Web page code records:
┄┄┄┄┄┄┄┄┄┄┄┄┄┄┄┄┄┄┄┄
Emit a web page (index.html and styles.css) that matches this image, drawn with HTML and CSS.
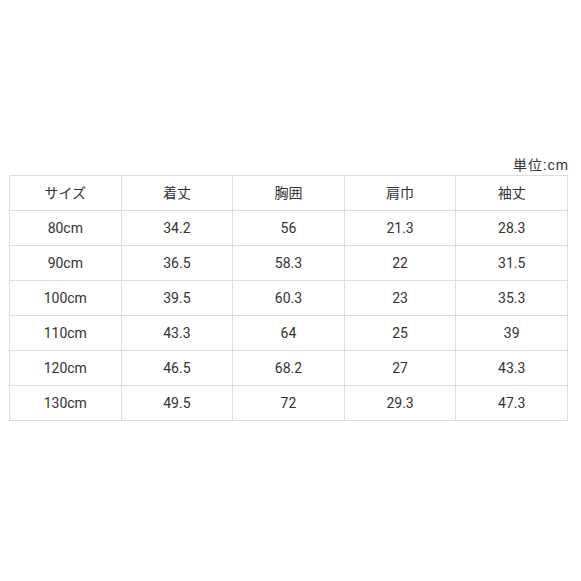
FILE: index.html
```html
<!DOCTYPE html>
<html lang="ja">
<head>
<meta charset="utf-8">
<link rel="stylesheet" href="styles.css">
</head>
<body>
<div class="wrap">
  <div class="unit">単位:cm</div>
  <table class="size-table">
    <tr><td>サイズ</td><td>着丈</td><td>胸囲</td><td>肩巾</td><td>袖丈</td></tr>
    <tr><td>80cm</td><td>34.2</td><td>56</td><td>21.3</td><td>28.3</td></tr>
    <tr><td>90cm</td><td>36.5</td><td>58.3</td><td>22</td><td>31.5</td></tr>
    <tr><td>100cm</td><td>39.5</td><td>60.3</td><td>23</td><td>35.3</td></tr>
    <tr><td>110cm</td><td>43.3</td><td>64</td><td>25</td><td>39</td></tr>
    <tr><td>120cm</td><td>46.5</td><td>68.2</td><td>27</td><td>43.3</td></tr>
    <tr><td>130cm</td><td>49.5</td><td>72</td><td>29.3</td><td>47.3</td></tr>
  </table>
</div>
</body>
</html>
```
FILE: styles.css
```css
html, body {
  margin: 0;
  padding: 0;
  background: #fff;
}
body {
  font-family: Roboto, "Noto Sans CJK JP", sans-serif;
  font-size: 14px;
  color: #333;
}
.wrap {
  padding: 155px 0 0 9px;
  width: 559px;
}
.unit {
  text-align: right;
  line-height: 20px;
  height: 20px;
  letter-spacing: 1px;
  margin-right: -1px;
}
.size-table {
  width: 559px;
  border-collapse: collapse;
  table-layout: fixed;
}
.size-table td {
  border: 1px solid #ddd;
  height: 34px;
  padding: 0;
  text-align: center;
  vertical-align: middle;
  line-height: 20px;
}
```
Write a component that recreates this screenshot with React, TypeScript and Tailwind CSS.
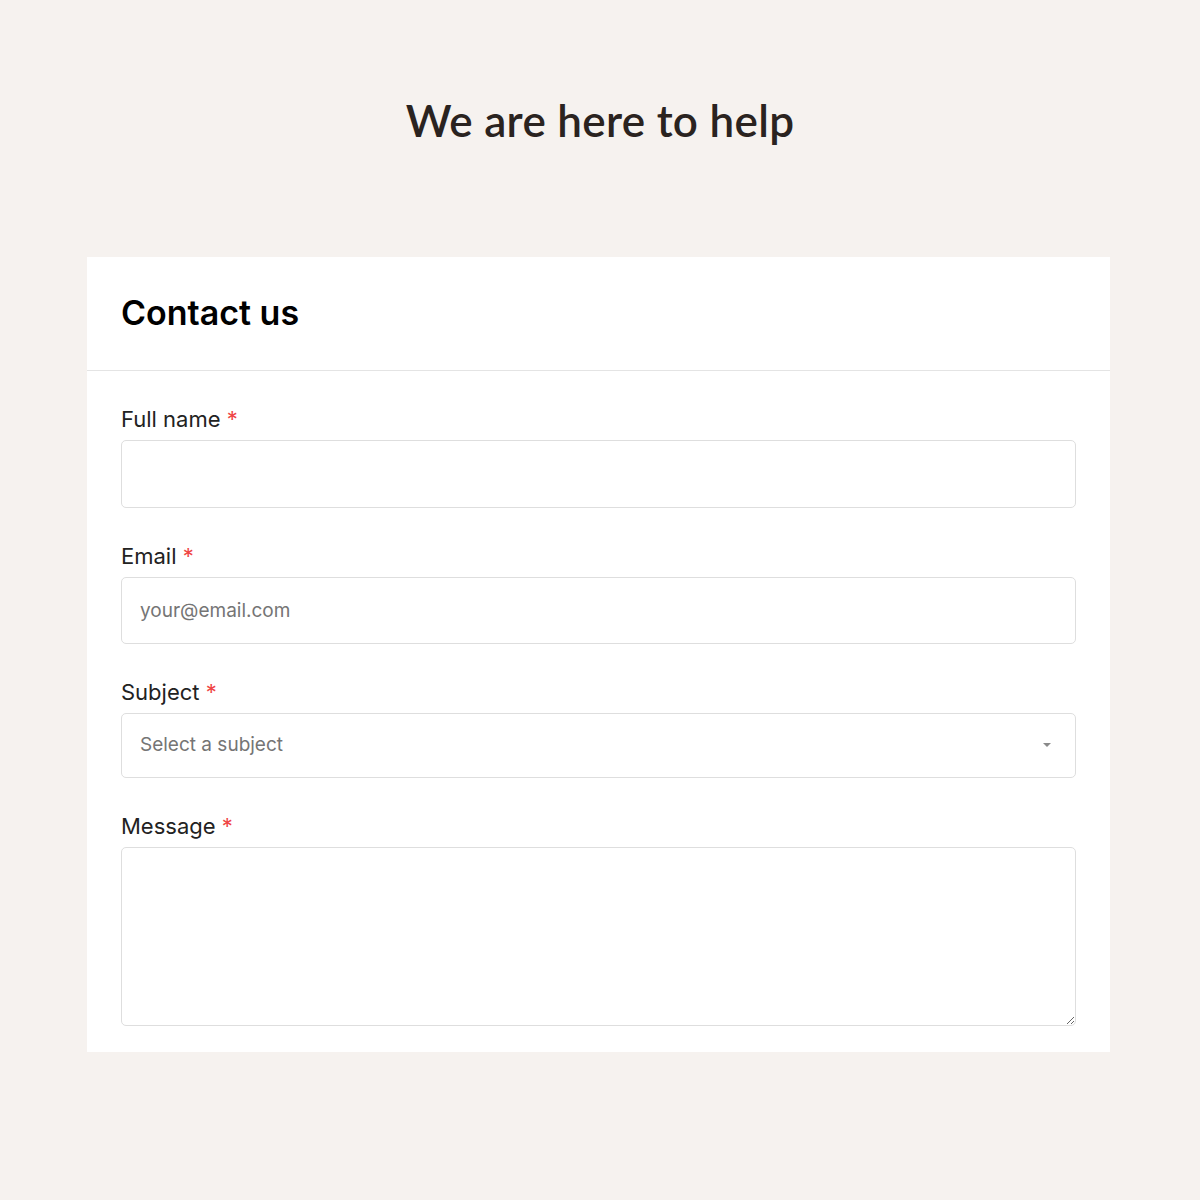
export default function App() {
  return (
    <div className="min-h-[1200px] bg-[#f6f2ef] font-['Inter',sans-serif]">
      {/* Heading */}
      <div className="pt-[95px] text-center">
        <h1 className="font-['Lato',sans-serif] text-[44px] font-semibold leading-[50px] tracking-[0.3px] text-[#2a2320]">
          We are here to help
        </h1>
      </div>

      {/* Card */}
      <div className="ml-[87px] mt-[112px] w-[1023px] bg-white">
        <div className="border-b border-[#e4e4e4] px-[34px] pb-[37px] pt-[36px]">
          <h2 className="text-[34px] font-semibold leading-[40px] text-black">
            Contact us
          </h2>
        </div>

        <form className="flex flex-col gap-[33px] px-[34px] pb-[26px] pt-[33px]">
          <Field label="Full name">
            <input
              type="text"
              className="h-[68px] w-full rounded-[5px] border border-[#dedede] px-[18px] text-[19px] outline-none"
            />
          </Field>

          <Field label="Email">
            <input
              type="email"
              placeholder="your@email.com"
              className="h-[67px] w-full rounded-[5px] border border-[#dedede] px-[18px] text-[19px] text-[#333] outline-none placeholder:text-[#757575]"
            />
          </Field>

          <Field label="Subject">
            <div className="relative">
              <div className="flex h-[65px] w-full items-center rounded-[5px] border border-[#dedede] px-[18px] text-[19px] text-[#757575]">
                Select a subject
              </div>
              <div className="absolute right-[25px] top-[30px] h-0 w-0 border-x-[4px] border-t-[4px] border-x-transparent border-t-[#8a8a8a]" />
            </div>
          </Field>

          <Field label="Message">
            <textarea className="block h-[179px] w-full resize-y rounded-[5px] border border-[#dedede] px-[18px] py-[14px] text-[19px] outline-none" />
          </Field>
        </form>
      </div>
    </div>
  );
}

function Field({ label, children }: { label: string; children: React.ReactNode }) {
  return (
    <div className="flex flex-col gap-[6px]">
      <label className="text-[22px] leading-[30px] text-[#222]">
        {label} <span className="text-[#ef4444]">*</span>
      </label>
      {children}
    </div>
  );
}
┄┄┄┄┄┄┄┄┄┄┄┄┄┄┄┄┄┄┄┄
__Problem statement__:
Set down all the entries exactly as they appear, but skip any pictures.

__Final result__:
Emit a web page (index.html and styles.css) that matches this image, drawn with HTML and CSS.
FILE: index.html
```html
<!DOCTYPE html>
<html lang="ja">
<head>
<meta charset="utf-8">
<link rel="stylesheet" href="styles.css">
</head>
<body>
<div class="wrap">
  <div class="unit">単位:cm</div>
  <table class="size-table">
    <tr><td>サイズ</td><td>着丈</td><td>胸囲</td><td>肩巾</td><td>袖丈</td></tr>
    <tr><td>80cm</td><td>34.2</td><td>56</td><td>21.3</td><td>28.3</td></tr>
    <tr><td>90cm</td><td>36.5</td><td>58.3</td><td>22</td><td>31.5</td></tr>
    <tr><td>100cm</td><td>39.5</td><td>60.3</td><td>23</td><td>35.3</td></tr>
    <tr><td>110cm</td><td>43.3</td><td>64</td><td>25</td><td>39</td></tr>
    <tr><td>120cm</td><td>46.5</td><td>68.2</td><td>27</td><td>43.3</td></tr>
    <tr><td>130cm</td><td>49.5</td><td>72</td><td>29.3</td><td>47.3</td></tr>
  </table>
</div>
</body>
</html>
```
FILE: styles.css
```css
html, body {
  margin: 0;
  padding: 0;
  background: #fff;
}
body {
  font-family: Roboto, "Noto Sans CJK JP", sans-serif;
  font-size: 14px;
  color: #333;
}
.wrap {
  padding: 155px 0 0 9px;
  width: 559px;
}
.unit {
  text-align: right;
  line-height: 20px;
  height: 20px;
  letter-spacing: 1px;
  margin-right: -1px;
}
.size-table {
  width: 559px;
  border-collapse: collapse;
  table-layout: fixed;
}
.size-table td {
  border: 1px solid #ddd;
  height: 34px;
  padding: 0;
  text-align: center;
  vertical-align: middle;
  line-height: 20px;
}
```
Write a component that recreates this screenshot with React, TypeScript and Tailwind CSS.
export default function App() {
  return (
    <div className="min-h-[1200px] bg-[#f6f2ef] font-['Inter',sans-serif]">
      {/* Heading */}
      <div className="pt-[95px] text-center">
        <h1 className="font-['Lato',sans-serif] text-[44px] font-semibold leading-[50px] tracking-[0.3px] text-[#2a2320]">
          We are here to help
        </h1>
      </div>

      {/* Card */}
      <div className="ml-[87px] mt-[112px] w-[1023px] bg-white">
        <div className="border-b border-[#e4e4e4] px-[34px] pb-[37px] pt-[36px]">
          <h2 className="text-[34px] font-semibold leading-[40px] text-black">
            Contact us
          </h2>
        </div>

        <form className="flex flex-col gap-[33px] px-[34px] pb-[26px] pt-[33px]">
          <Field label="Full name">
            <input
              type="text"
              className="h-[68px] w-full rounded-[5px] border border-[#dedede] px-[18px] text-[19px] outline-none"
            />
          </Field>

          <Field label="Email">
            <input
              type="email"
              placeholder="your@email.com"
              className="h-[67px] w-full rounded-[5px] border border-[#dedede] px-[18px] text-[19px] text-[#333] outline-none placeholder:text-[#757575]"
            />
          </Field>

          <Field label="Subject">
            <div className="relative">
              <div className="flex h-[65px] w-full items-center rounded-[5px] border border-[#dedede] px-[18px] text-[19px] text-[#757575]">
                Select a subject
              </div>
              <div className="absolute right-[25px] top-[30px] h-0 w-0 border-x-[4px] border-t-[4px] border-x-transparent border-t-[#8a8a8a]" />
            </div>
          </Field>

          <Field label="Message">
            <textarea className="block h-[179px] w-full resize-y rounded-[5px] border border-[#dedede] px-[18px] py-[14px] text-[19px] outline-none" />
          </Field>
        </form>
      </div>
    </div>
  );
}

function Field({ label, children }: { label: string; children: React.ReactNode }) {
  return (
    <div className="flex flex-col gap-[6px]">
      <label className="text-[22px] leading-[30px] text-[#222]">
        {label} <span className="text-[#ef4444]">*</span>
      </label>
      {children}
    </div>
  );
}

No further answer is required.